More than this, we see that they do not look nor act exactly like each other. For when we know one robin or one oriole well, we can tell him from any other robin or oriole. And, as I said before, no two of a kind sing precisely the same song.
A bird shows his intelligence in many ways. One is by the way he acts when he cannot do as he is used to doing. A robin I know of wished to build a nest, but could not find mud to put into it, for it was a very dry time, and there were no streams near. Now a robin's nest must have mud, and the bird seemed puzzled for a while. But at last she thought of a way to get it.
She went to a bathing-dish that the people of the house kept filled with water for the birds, jumped into it, and got her legs very wet. Then she flew to the road, and tramped around in the dust and dirt.
In a short time her legs had a good coating of mud, which she carefully picked off with her bill, and took to the nest she was building.
This she did a great many times, and the lady who told me of it watched her till she had as much mud as she needed.
A bird often shows sense by the way she repairs a nest that has been thrown out of place. Sometimes she will add a new stay, tying the nest to a stronger limb. One sparrow, whose nest broke loose, put so many stays to the branch above that they made a little roof like a tent over it.

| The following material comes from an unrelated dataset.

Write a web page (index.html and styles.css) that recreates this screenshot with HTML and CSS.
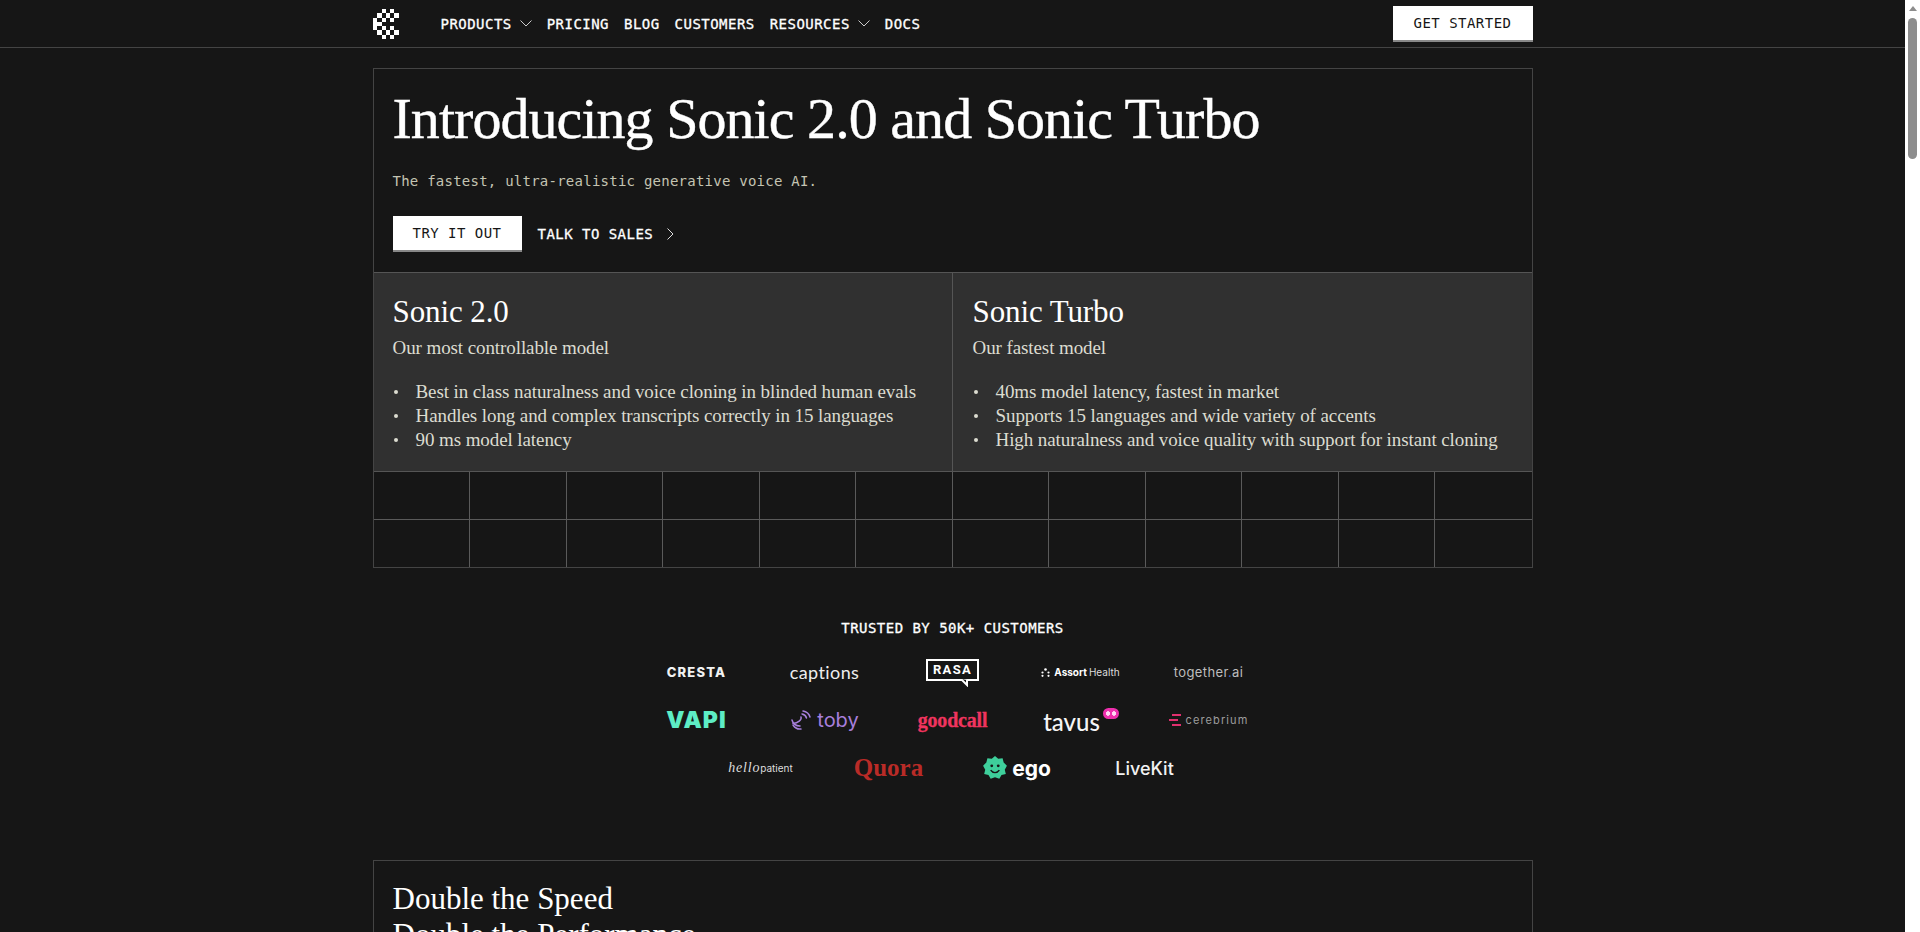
FILE: index.html
```html
<!DOCTYPE html>
<html lang="en">
<head>
<meta charset="utf-8">
<title>Cartesia</title>
<link rel="stylesheet" href="styles.css">
</head>
<body>
<div class="page">
  <header class="nav">
    <div class="nav-inner">
      <div class="nav-left">
        <svg class="logo" viewBox="0 0 7 7" width="30" height="30" shape-rendering="crispEdges" fill="#fff">
          <rect x="2" y="0" width="1" height="1"/><rect x="4" y="0" width="1" height="1"/>
          <rect x="1" y="1" width="1" height="1"/><rect x="3" y="1" width="1" height="1"/><rect x="5" y="1" width="1" height="1"/>
          <rect x="0" y="2" width="1" height="3"/><rect x="2" y="2" width="1" height="1"/><rect x="4" y="2" width="1" height="1"/>
          <rect x="1" y="3" width="1" height="1"/>
          <rect x="2" y="4" width="1" height="1"/><rect x="4" y="4" width="1" height="1"/>
          <rect x="1" y="5" width="1" height="1"/><rect x="3" y="5" width="1" height="1"/><rect x="5" y="5" width="1" height="1"/>
          <rect x="2" y="6" width="1" height="1"/><rect x="4" y="6" width="1" height="1"/>
        </svg>
        <nav class="links">
          <a class="link">PRODUCTS <svg class="caret" viewBox="0 0 12 7" width="12" height="7"><path d="M.5.5 6 6l5.500-5.500" fill="none" stroke="#ccc"/></svg></a>
          <a class="link">PRICING</a>
          <a class="link">BLOG</a>
          <a class="link">CUSTOMERS</a>
          <a class="link">RESOURCES <svg class="caret" viewBox="0 0 12 7" width="12" height="7"><path d="M.5.5 6 6l5.500-5.500" fill="none" stroke="#ccc"/></svg></a>
          <a class="link">DOCS</a>
        </nav>
      </div>
      <a class="btn btn-nav">GET STARTED</a>
    </div>
  </header>

  <main class="main">
    <section class="box">
      <div class="hero">
        <h1 class="title">Introducing Sonic 2.0 and Sonic Turbo</h1>
        <p class="sub">The fastest, ultra-realistic generative voice AI.</p>
        <div class="actions">
          <a class="btn btn-try">TRY IT OUT</a>
          <a class="talk">TALK TO SALES <svg class="chev" viewBox="0 0 7 12" width="7" height="12"><path d="M.5.5 6 6 .5 11.500" fill="none" stroke="#ddd"/></svg></a>
        </div>
      </div>
      <div class="models">
        <article class="model">
          <h2 class="model-name">Sonic 2.0</h2>
          <p class="model-desc">Our most controllable model</p>
          <ul class="list">
            <li>Best in class naturalness and voice cloning in blinded human evals</li>
            <li>Handles long and complex transcripts correctly in 15 languages</li>
            <li>90 ms model latency</li>
          </ul>
        </article>
        <article class="model">
          <h2 class="model-name">Sonic Turbo</h2>
          <p class="model-desc">Our fastest model</p>
          <ul class="list">
            <li>40ms model latency, fastest in market</li>
            <li>Supports 15 languages and wide variety of accents</li>
            <li>High naturalness and voice quality with support for instant cloning</li>
          </ul>
        </article>
      </div>
      <div class="grid">
        <i></i><i></i><i></i><i></i><i></i><i></i><i></i><i></i><i></i><i></i><i></i><i></i>
        <i></i><i></i><i></i><i></i><i></i><i></i><i></i><i></i><i></i><i></i><i></i><i></i>
      </div>
    </section>

    <section class="trusted">
      <h3 class="trusted-title">TRUSTED BY 50K+ CUSTOMERS</h3>
      <div class="logos">
        <div class="cell"><span class="l-cresta">CRESTA</span></div>
        <div class="cell"><span class="l-captions">captions</span></div>
        <div class="cell"><span class="l-rasa">RASA<svg class="rasa-tail" viewBox="0 0 14 8" width="14" height="8"><path d="M1 0 7 6V1" fill="#161616" stroke="#fff" stroke-width="2"/></svg></span></div>
        <div class="cell"><span class="l-assort"><svg viewBox="0 0 9 9" width="9" height="9" fill="#fff"><circle cx="4.500" cy="1.500" r="1.300"/><circle cx="1.500" cy="4.500" r="1.100"/><circle cx="7.500" cy="4.500" r="1.100"/><circle cx="1.500" cy="7.800" r="1.100"/><circle cx="7.500" cy="7.800" r="1.100"/></svg><b>Assort</b> Health</span></div>
        <div class="cell"><span class="l-together">together<em>.</em>ai</span></div>

        <div class="cell"><span class="l-vapi">VAPI</span></div>
        <div class="cell"><span class="l-toby"><svg viewBox="0 0 22 22" width="22" height="22" fill="none" stroke="#a77fdc" stroke-width="1.500" stroke-linecap="round"><path d="M13 2c3 .5 6 2.500 7 6"/><path d="M12 5c2.500.5 4 2 4.500 4"/><path d="M11 8c1 3-3 6-8 6.500"/><path d="M2 11c1 4 4 6 8 6"/><path d="M3 16c2 3 5 4.500 8 4"/></svg>toby</span></div>
        <div class="cell"><span class="l-goodcall">goodcall</span></div>
        <div class="cell"><span class="l-tavus">tavus<span class="tavus-dot"></span></span></div>
        <div class="cell"><span class="l-cerebrium"><svg viewBox="0 0 12 12" width="12" height="12" fill="#e0306e"><rect x="3" y="0" width="9" height="2"/><rect x="0" y="5" width="9" height="2"/><rect x="3" y="10" width="9" height="2"/></svg>cerebrium</span></div>

        <div class="cell"><span class="l-hello"><i>hello</i>patient</span></div>
        <div class="cell"><span class="l-quora">Quora</span></div>
        <div class="cell"><span class="l-ego"><svg viewBox="0 0 24 24" width="26" height="26"><path d="M12 1l3 2.500 4-.5 1 4 3 3-2 3.500 1 4-4 1-2 3.500-4-1.500-4 1.500-2-3.500-4-1 1-4-2-3.500 3-3 1-4 4 .5z" fill="#3ecf9b"/><circle cx="9" cy="10" r="1.300" fill="#161616"/><circle cx="15" cy="10" r="1.300" fill="#161616"/><path d="M8 14c2 3 6 3 8 0" stroke="#161616" stroke-width="1.300" fill="none"/></svg>ego</span></div>
        <div class="cell"><span class="l-livekit">LiveKit</span></div>
      </div>
    </section>

    <section class="box box-speed">
      <h2 class="speed-title">Double the Speed<br>Double the Performance</h2>
    </section>
  </main>
</div>
<aside class="scrollbar">
  <span class="arrow"></span>
  <span class="thumb"></span>
</aside>
</body>
</html>
```
FILE: styles.css
```css
* { box-sizing: border-box; }
html, body { margin: 0; height: 100%; overflow: hidden; }
body {
  display: flex;
  background: #161616;
  color: #fff;
  font-family: "DejaVu Sans Mono", monospace;
}
.page { flex: 1; min-width: 0; height: 932px; overflow: hidden; }
.scrollbar {
  flex: 0 0 15px;
  width: 15px;
  height: 932px;
  background: #fff;
  display: flex;
  flex-direction: column;
  align-items: center;
}
.arrow {
  margin-top: 6px;
  width: 0;
  height: 0;
  border-left: 4px solid transparent;
  border-right: 4px solid transparent;
  border-bottom: 5px solid #8d8d8d;
}
.thumb {
  margin-top: 7px;
  width: 9px;
  height: 141px;
  border-radius: 5px;
  background: #8d8d8d;
}

.nav { height: 48px; border-bottom: 1px solid #444; }
.nav-inner {
  width: 1160px;
  height: 47px;
  margin: 0 auto;
  display: flex;
  align-items: center;
  justify-content: space-between;
}
.nav-left { display: flex; align-items: center; }
.logo { display: block; }
.links {
  display: flex;
  align-items: center;
  gap: 15px;
  margin-left: 38px;
  font-size: 14px;
  letter-spacing: .47px;
  -webkit-text-stroke: .3px #fff;
}
.link { display: flex; align-items: center; gap: 8px; white-space: nowrap; }
.caret { display: block; }

.btn {
  display: flex;
  align-items: center;
  justify-content: center;
  height: 36px;
  background: #fff;
  color: #161616;
  border-bottom: 2px solid #888;
  font-size: 14px;
  letter-spacing: .47px;
  white-space: nowrap;
}
.btn-nav { width: 140px; }
.btn-try { width: 129px; }

.main { width: 1160px; margin: 20px auto 0; }
.box { border: 1px solid #444; }
.hero { height: 203px; padding: 15px 19px 0; }
.title {
  margin: 0;
  font-family: "Liberation Serif", serif;
  font-size: 58px;
  font-weight: 400;
  line-height: 70px;
  letter-spacing: -.95px;
  -webkit-text-stroke: .4px #fff;
}
.sub {
  margin: 18px 0 0;
  font-size: 14px;
  line-height: 18px;
  letter-spacing: .24px;
  color: #c4c4b2;
}
.actions { display: flex; align-items: center; margin-top: 26px; }
.talk {
  display: flex;
  align-items: center;
  gap: 14px;
  margin-left: 16px;
  font-size: 14px;
  letter-spacing: .47px;
  -webkit-text-stroke: .3px #fff;
  white-space: nowrap;
}
.chev { display: block; }

.models {
  display: grid;
  grid-template-columns: 578px 1fr;
  height: 200px;
  background: #303030;
  border-top: 1px solid #555;
  border-bottom: 1px solid #555;
}
.model { padding: 21px 19px 0; font-family: "Liberation Serif", serif; }
.model + .model { border-left: 1px solid #555; padding-left: 20px; }
.model-name {
  margin: 0;
  font-size: 31px;
  font-weight: 400;
  line-height: 36px;
  letter-spacing: -.1px;
}
.model-desc {
  margin: 6px 0 0;
  font-size: 19px;
  line-height: 24px;
  letter-spacing: -.09px;
  color: #dcdcd0;
}
.list {
  list-style: none;
  margin: 20px 0 0;
  padding: 0;
  font-size: 19px;
  line-height: 24px;
  letter-spacing: -.09px;
  color: #dcdcd0;
}
.list li { position: relative; padding-left: 23px; white-space: nowrap; }
.list li::before {
  content: "";
  position: absolute;
  left: 1px;
  top: 10px;
  width: 4px;
  height: 4px;
  border-radius: 50%;
  background: #dcdcd0;
}

.grid {
  display: grid;
  grid-template-columns: repeat(12, 1fr);
  grid-template-rows: 48px 47px;
}
.grid i { border-right: 1px solid #5a5a5a; border-bottom: 1px solid #5a5a5a; }
.grid i:nth-child(12n) { border-right: 0; }
.grid i:nth-child(n+13) { border-bottom: 0; }

.trusted { margin-top: 50px; display: flex; flex-direction: column; align-items: center; }
.trusted-title {
  margin: 0;
  font-size: 14px;
  font-weight: 400;
  line-height: 20px;
  letter-spacing: .47px;
  -webkit-text-stroke: .3px #fff;
}
.logos {
  width: 640px;
  margin-top: 10px;
  display: flex;
  flex-wrap: wrap;
  justify-content: center;
}
.cell {
  flex: 0 0 128px;
  height: 48px;
  display: flex;
  align-items: center;
  justify-content: center;
  white-space: nowrap;
  font-family: "Inter", sans-serif;
}
.l-cresta { font: 800 13px "Inter", sans-serif; letter-spacing: 1.200px; color: #f2f2f2; }
.l-captions { font: 400 18px "Lato", sans-serif; letter-spacing: .4px; color: #eee; }
.l-rasa {
  position: relative;
  padding: 2px 5px;
  border: 2px solid #fff;
  font: 700 13px "Roboto", sans-serif;
  letter-spacing: 1.300px;
  line-height: 14px;
  margin-top: -4px;
}
.rasa-tail { position: absolute; right: 3px; bottom: -8px; display: block; }
.l-assort { display: flex; align-items: center; gap: 4px; font: 400 10px "Inter", sans-serif; color: #ddd; }
.l-assort b { font-weight: 700; color: #fff; margin-right: -2px; }
.l-together { font: 400 13px "Inter", sans-serif; letter-spacing: .4px; color: #bdbdbd; }
.l-together em { font-style: normal; color: #3a67c8; }
.l-vapi { font: 900 23px "Inter", sans-serif; letter-spacing: 1px; color: #5dedc5; }
.l-toby { display: flex; align-items: center; gap: 5px; font: 400 20px "Inter", sans-serif; color: #a77fdc; }
.l-goodcall { font: 700 20px "Liberation Serif", serif; letter-spacing: -.2px; color: #f0345f; -webkit-text-stroke: .3px #f0345f; }
.l-tavus { position: relative; display: block; margin-left: -18px; font: 500 24px "Lato", sans-serif; color: #f5f5f5; line-height: 26px; margin-top: 4px; }
.tavus-dot {
  position: absolute;
  right: -19px;
  top: -1px;
  width: 16px;
  height: 11px;
  border-radius: 6px;
  background: radial-gradient(circle at 5px 5.500px, #ffd6f2 2px, transparent 2.500px), radial-gradient(circle at 11px 5.500px, #ffd6f2 2px, transparent 2.500px), #ee2fae;
}
.l-cerebrium { display: flex; align-items: center; gap: 5px; font: 400 11px "Inter", sans-serif; letter-spacing: 1.100px; color: #9d9d9d; }
.l-hello { font: 400 10px "Inter", sans-serif; color: #ddd; }
.l-hello i { font: italic 400 14px "Liberation Serif", serif; letter-spacing: .8px; }
.l-quora { font: 700 25px "Liberation Serif", serif; color: #b92b27; }
.l-ego { display: flex; align-items: center; gap: 4px; font: 700 21px "Inter", sans-serif; color: #fff; }
.l-livekit { font: 500 18px "Inter", sans-serif; color: #f2f2f2; }

.box-speed { margin-top: 68px; height: 200px; padding: 20px 19px; }
.speed-title {
  margin: 0;
  font-family: "Liberation Serif", serif;
  font-size: 31px;
  font-weight: 400;
  line-height: 36px;
}
```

Another way a bird shows reason is in seeing the advantage of a new place. A pair of swallows lived far out in the West, hundreds of miles from any house. They had no doubt always nested in a cave, or a hole in a tree. But one day they found a house put up. It was a mere shed, to be used as a blacksmith shop, by a party of men who were looking over the country.
At once the birds saw how nice it would be to have a roof over their heads. And although there was a big fire, and the noise of men at work, they built the nest over the anvil, and reared the family in safety.
Woodpeckers have shown that they can learn. Some of them have found an easier way to get food than to dig through the bark of trees for it.
The flicker, or golden-winged woodpecker, has learned that ants and other insects are good to eat, and now he does not think of digging into bark any more.